The spinomesencephalic tract (SMT) is a collection of pathways from the spinal cord to several different midbrain nuclei. It originates primarily from neurons in laminae I, V, VII and X (Zhang et al 1990). The majority of axons cross the midline and ascend with the STT and SRT in the ventral lateral column. The SMT projects to the nucleus cuneiformis, the parabrachial nucleus, the intercollicular nucleus, the deep layers of the superior colliculus, the nucleus of Darkschewitsch, the anterior and posterior pretectal nuclei, the red nucleus, the Edinger–Westphal nucleus, the interstitial nucleus of Cajal and the periaqueductal grey (Yezierski 1988). The SMT is roughly somatotopically organized, with the projection from the cervical enlargement terminating more rostrally than that from the lumbosacral region. The periaqueductal grey contains neurons that are part of a descending pathway that regulates pain transmission.
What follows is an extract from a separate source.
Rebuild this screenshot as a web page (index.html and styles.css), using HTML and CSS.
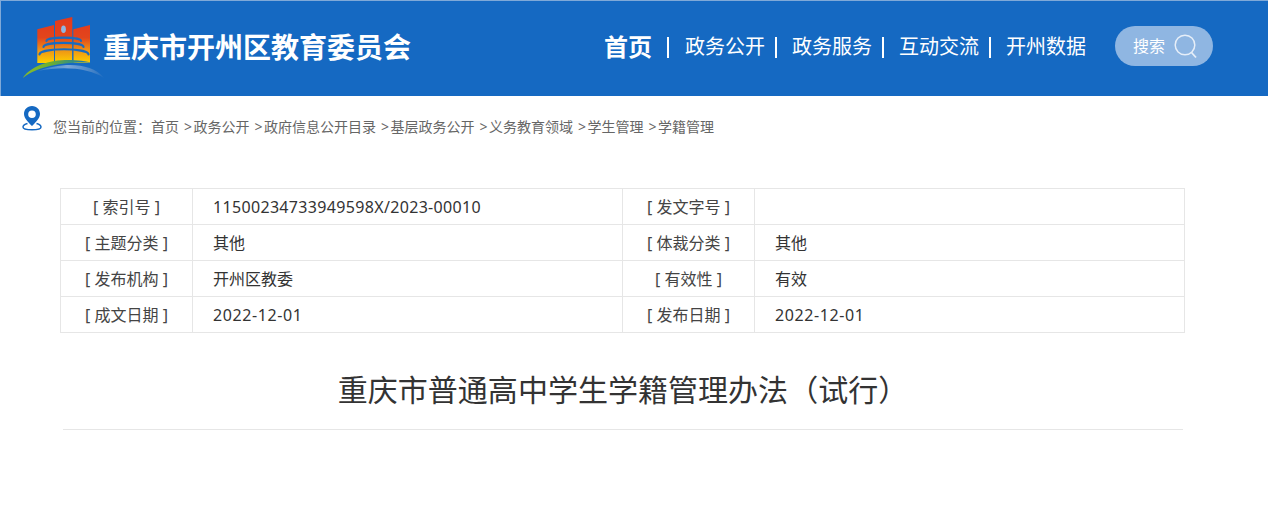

Other tracts in the dorsolateral funiculus and the dorsal columns also convey nociceptive information (Fig. 5.5). The spinocervical tract (SCT) originates from laminae III and IV at all levels of the cord where neurons respond predominantly to tactile stimuli, but some are activated by noxious stimuli. The axons project ipsilaterally in the dorsolateral funiculus to the lateral cervical nucleus, located just ventrolateral to the dorsal horn in segments C1–C3. The lateral cervical nucleus is quite small in the primate (Mizuno et al 1967), and may be present in some humans, although it is possible that the nucleus may not be distinctly separate from the dorsal horn in some cases (Ha & Morin 1964; Kircher & Ha 1968; Truex et al 1965). Most of the neurons in the lateral cervical nucleus cross the midline in the ventral white commissure and ascend in the medial lemniscus to midbrain nuclei and to the thalamus.

The dorsal column-medial lemniscal system consists of branches of primary afferent fibres conveying tactile and proprioceptive information, as well as the axons of neurons in laminae IV–VI. There are also unmyelinated primary afferent fibres that synapse in the dorsal column nuclei, presumably arising from nociceptors (Patterson et al 1990). In addition, there is a visceral pain pathway ascending in the dorsal column (Al-Chaer et al 1998; Hirschberg et al 1996; Willis et al 1999). The medially located fasciculus gracilis contains a representation of the lower part of the trunk and lower extremity, whereas the fasciculus cuneatus lateral to it contains a representation of the upper part of the trunk and the upper extremity. This tract projects to the dorsal column nuclei in the medulla, from which axons ascend in the medial lemniscus to the thalamus. The sensory representation in the dorsal column nuclei is somatotopic with caudal parts of the body represented medially in the nucleus gracilis and the rostral regions laterally in the nucleus cuneatus. The trunk representation is in a region between the two nuclei. The distal extremities are represented dorsally and the proximal body ventrally (Johnson et al 1968).